▶ _PROMPT_: The listing below must be repeated word for word, with its images excluded.

..........

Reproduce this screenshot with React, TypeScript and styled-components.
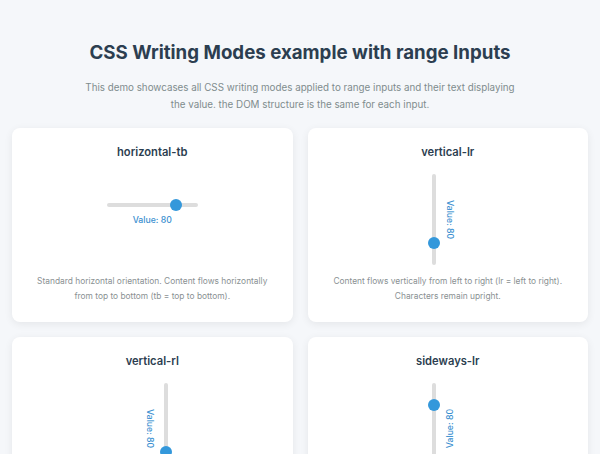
import React from 'react';
import styled, { createGlobalStyle, css } from 'styled-components';

type Mode = 'horizontal-tb' | 'vertical-lr' | 'vertical-rl' | 'sideways-lr';

interface Demo {
  mode: Mode;
  description: string;
}

const demos: Demo[] = [
  {
    mode: 'horizontal-tb',
    description:
      'Standard horizontal orientation. Content flows horizontally from top to bottom (tb = top to bottom).',
  },
  {
    mode: 'vertical-lr',
    description:
      'Content flows vertically from left to right (lr = left to right). Characters remain upright.',
  },
  {
    mode: 'vertical-rl',
    description:
      'Content flows vertically from right to left (rl = right to left). Characters remain upright.',
  },
  {
    mode: 'sideways-lr',
    description:
      'Content flows vertically from left to right, characters are rotated to the left.',
  },
];

const VALUE = 80;
const TRACK_LENGTH = 91;
const THUMB = 12;

const GlobalStyle = createGlobalStyle`
  html, body {
    margin: 0;
    padding: 0;
    background: #f5f7fa;
    font-family: Inter, "Noto Sans", sans-serif;
  }
`;

const Page = styled.div`
  padding: 41px 12px 12px;
  box-sizing: border-box;
`;

const Title = styled.h1`
  margin: 0;
  text-align: center;
  font-size: 18.7px;
  line-height: 24px;
  font-weight: 700;
  color: #2c3e50;
`;

const Intro = styled.p`
  margin: 14px auto 15px;
  max-width: 432px;
  text-align: center;
  font-size: 9.8px;
  line-height: 17px;
  color: #7f8c8d;
`;

const Grid = styled.div`
  display: grid;
  grid-template-columns: 1fr 1fr;
  gap: 15px;
`;

const Card = styled.section`
  background: #ffffff;
  border-radius: 8px;
  box-shadow: 0 2px 8px rgba(0, 0, 0, 0.07);
  padding: 16px 16px 18px;
  display: flex;
  flex-direction: column;
`;

const CardTitle = styled.h2`
  margin: 0;
  text-align: center;
  font-size: 11.2px;
  line-height: 16px;
  font-weight: 600;
  color: #2c3e50;
`;

const DemoArea = styled.div`
  margin-top: 6px;
  height: 107px;
  display: flex;
  align-items: center;
  justify-content: center;
`;

const SliderGroup = styled.div<{ $mode: Mode }>`
  display: flex;
  align-items: center;
  gap: 4px;
  ${({ $mode }) =>
    $mode === 'horizontal-tb'
      ? css`
          flex-direction: column;
          gap: 3px;
          margin-bottom: 14px;
        `
      : $mode === 'vertical-rl'
      ? css`
          flex-direction: row-reverse;
        `
      : css`
          flex-direction: row;
        `}
`;

const Slider = styled.div<{ $vertical: boolean }>`
  position: relative;
  width: ${({ $vertical }) => ($vertical ? `${THUMB}px` : `${TRACK_LENGTH}px`)};
  height: ${({ $vertical }) => ($vertical ? `${TRACK_LENGTH}px` : `${THUMB}px`)};
`;

const Track = styled.div<{ $vertical: boolean }>`
  position: absolute;
  background: #dddddd;
  border-radius: 2px;
  ${({ $vertical }) =>
    $vertical
      ? css`
          left: 4px;
          top: 0;
          bottom: 0;
          width: 4px;
        `
      : css`
          top: 4px;
          left: 0;
          right: 0;
          height: 4px;
        `}
`;

const Thumb = styled.div`
  position: absolute;
  width: ${THUMB}px;
  height: ${THUMB}px;
  border-radius: 50%;
  background: #3498db;
`;

const ValueText = styled.span<{ $mode: Mode }>`
  font-size: 8.7px;
  line-height: 12px;
  font-weight: 500;
  color: #3a8fd0;
  white-space: nowrap;
  ${({ $mode }) =>
    $mode === 'horizontal-tb'
      ? ''
      : $mode === 'sideways-lr'
      ? css`
          writing-mode: vertical-rl;
          transform: rotate(180deg);
          margin-right: 11px;
        `
      : $mode === 'vertical-rl'
      ? css`
          writing-mode: vertical-rl;
          margin-left: 11px;
        `
      : css`
          writing-mode: vertical-rl;
          margin-right: 11px;
        `}
`;

const Description = styled.p`
  margin: 1px 0 0;
  text-align: center;
  font-size: 8.4px;
  line-height: 15px;
  color: #8a9193;
`;

const RangeDemo: React.FC<{ mode: Mode }> = ({ mode }) => {
  const vertical = mode !== 'horizontal-tb';
  const offset = (VALUE / 100) * (TRACK_LENGTH - THUMB);
  const thumbStyle: React.CSSProperties =
    mode === 'horizontal-tb'
      ? { left: offset, top: 0 }
      : mode === 'sideways-lr'
      ? { left: 0, bottom: offset }
      : { left: 0, top: offset };

  return (
    <SliderGroup $mode={mode}>
      <Slider $vertical={vertical}>
        <Track $vertical={vertical} />
        <Thumb style={thumbStyle} />
      </Slider>
      <ValueText $mode={mode}>Value: {VALUE}</ValueText>
    </SliderGroup>
  );
};

export default function App() {
  return (
    <>
      <GlobalStyle />
      <Page>
        <Title>CSS Writing Modes example with range Inputs</Title>
        <Intro>
          This demo showcases all CSS writing modes applied to range inputs and their text
          displaying the value. the DOM structure is the same for each input.
        </Intro>
        <Grid>
          {demos.map((d) => (
            <Card key={d.mode}>
              <CardTitle>{d.mode}</CardTitle>
              <DemoArea>
                <RangeDemo mode={d.mode} />
              </DemoArea>
              <Description>{d.description}</Description>
            </Card>
          ))}
        </Grid>
      </Page>
    </>
  );
}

..........

▶ _RESPONSE BELOW_:
Reproduce this screenshot with React, TypeScript and styled-components.
import React from 'react';
import styled, { createGlobalStyle, css } from 'styled-components';

type Mode = 'horizontal-tb' | 'vertical-lr' | 'vertical-rl' | 'sideways-lr';

interface Demo {
  mode: Mode;
  description: string;
}

const demos: Demo[] = [
  {
    mode: 'horizontal-tb',
    description:
      'Standard horizontal orientation. Content flows horizontally from top to bottom (tb = top to bottom).',
  },
  {
    mode: 'vertical-lr',
    description:
      'Content flows vertically from left to right (lr = left to right). Characters remain upright.',
  },
  {
    mode: 'vertical-rl',
    description:
      'Content flows vertically from right to left (rl = right to left). Characters remain upright.',
  },
  {
    mode: 'sideways-lr',
    description:
      'Content flows vertically from left to right, characters are rotated to the left.',
  },
];

const VALUE = 80;
const TRACK_LENGTH = 91;
const THUMB = 12;

const GlobalStyle = createGlobalStyle`
  html, body {
    margin: 0;
    padding: 0;
    background: #f5f7fa;
    font-family: Inter, "Noto Sans", sans-serif;
  }
`;

const Page = styled.div`
  padding: 41px 12px 12px;
  box-sizing: border-box;
`;

const Title = styled.h1`
  margin: 0;
  text-align: center;
  font-size: 18.7px;
  line-height: 24px;
  font-weight: 700;
  color: #2c3e50;
`;

const Intro = styled.p`
  margin: 14px auto 15px;
  max-width: 432px;
  text-align: center;
  font-size: 9.8px;
  line-height: 17px;
  color: #7f8c8d;
`;

const Grid = styled.div`
  display: grid;
  grid-template-columns: 1fr 1fr;
  gap: 15px;
`;

const Card = styled.section`
  background: #ffffff;
  border-radius: 8px;
  box-shadow: 0 2px 8px rgba(0, 0, 0, 0.07);
  padding: 16px 16px 18px;
  display: flex;
  flex-direction: column;
`;

const CardTitle = styled.h2`
  margin: 0;
  text-align: center;
  font-size: 11.2px;
  line-height: 16px;
  font-weight: 600;
  color: #2c3e50;
`;

const DemoArea = styled.div`
  margin-top: 6px;
  height: 107px;
  display: flex;
  align-items: center;
  justify-content: center;
`;

const SliderGroup = styled.div<{ $mode: Mode }>`
  display: flex;
  align-items: center;
  gap: 4px;
  ${({ $mode }) =>
    $mode === 'horizontal-tb'
      ? css`
          flex-direction: column;
          gap: 3px;
          margin-bottom: 14px;
        `
      : $mode === 'vertical-rl'
      ? css`
          flex-direction: row-reverse;
        `
      : css`
          flex-direction: row;
        `}
`;

const Slider = styled.div<{ $vertical: boolean }>`
  position: relative;
  width: ${({ $vertical }) => ($vertical ? `${THUMB}px` : `${TRACK_LENGTH}px`)};
  height: ${({ $vertical }) => ($vertical ? `${TRACK_LENGTH}px` : `${THUMB}px`)};
`;

const Track = styled.div<{ $vertical: boolean }>`
  position: absolute;
  background: #dddddd;
  border-radius: 2px;
  ${({ $vertical }) =>
    $vertical
      ? css`
          left: 4px;
          top: 0;
          bottom: 0;
          width: 4px;
        `
      : css`
          top: 4px;
          left: 0;
          right: 0;
          height: 4px;
        `}
`;

const Thumb = styled.div`
  position: absolute;
  width: ${THUMB}px;
  height: ${THUMB}px;
  border-radius: 50%;
  background: #3498db;
`;

const ValueText = styled.span<{ $mode: Mode }>`
  font-size: 8.7px;
  line-height: 12px;
  font-weight: 500;
  color: #3a8fd0;
  white-space: nowrap;
  ${({ $mode }) =>
    $mode === 'horizontal-tb'
      ? ''
      : $mode === 'sideways-lr'
      ? css`
          writing-mode: vertical-rl;
          transform: rotate(180deg);
          margin-right: 11px;
        `
      : $mode === 'vertical-rl'
      ? css`
          writing-mode: vertical-rl;
          margin-left: 11px;
        `
      : css`
          writing-mode: vertical-rl;
          margin-right: 11px;
        `}
`;

const Description = styled.p`
  margin: 1px 0 0;
  text-align: center;
  font-size: 8.4px;
  line-height: 15px;
  color: #8a9193;
`;

const RangeDemo: React.FC<{ mode: Mode }> = ({ mode }) => {
  const vertical = mode !== 'horizontal-tb';
  const offset = (VALUE / 100) * (TRACK_LENGTH - THUMB);
  const thumbStyle: React.CSSProperties =
    mode === 'horizontal-tb'
      ? { left: offset, top: 0 }
      : mode === 'sideways-lr'
      ? { left: 0, bottom: offset }
      : { left: 0, top: offset };

  return (
    <SliderGroup $mode={mode}>
      <Slider $vertical={vertical}>
        <Track $vertical={vertical} />
        <Thumb style={thumbStyle} />
      </Slider>
      <ValueText $mode={mode}>Value: {VALUE}</ValueText>
    </SliderGroup>
  );
};

export default function App() {
  return (
    <>
      <GlobalStyle />
      <Page>
        <Title>CSS Writing Modes example with range Inputs</Title>
        <Intro>
          This demo showcases all CSS writing modes applied to range inputs and their text
          displaying the value. the DOM structure is the same for each input.
        </Intro>
        <Grid>
          {demos.map((d) => (
            <Card key={d.mode}>
              <CardTitle>{d.mode}</CardTitle>
              <DemoArea>
                <RangeDemo mode={d.mode} />
              </DemoArea>
              <Description>{d.description}</Description>
            </Card>
          ))}
        </Grid>
      </Page>
    </>
  );
}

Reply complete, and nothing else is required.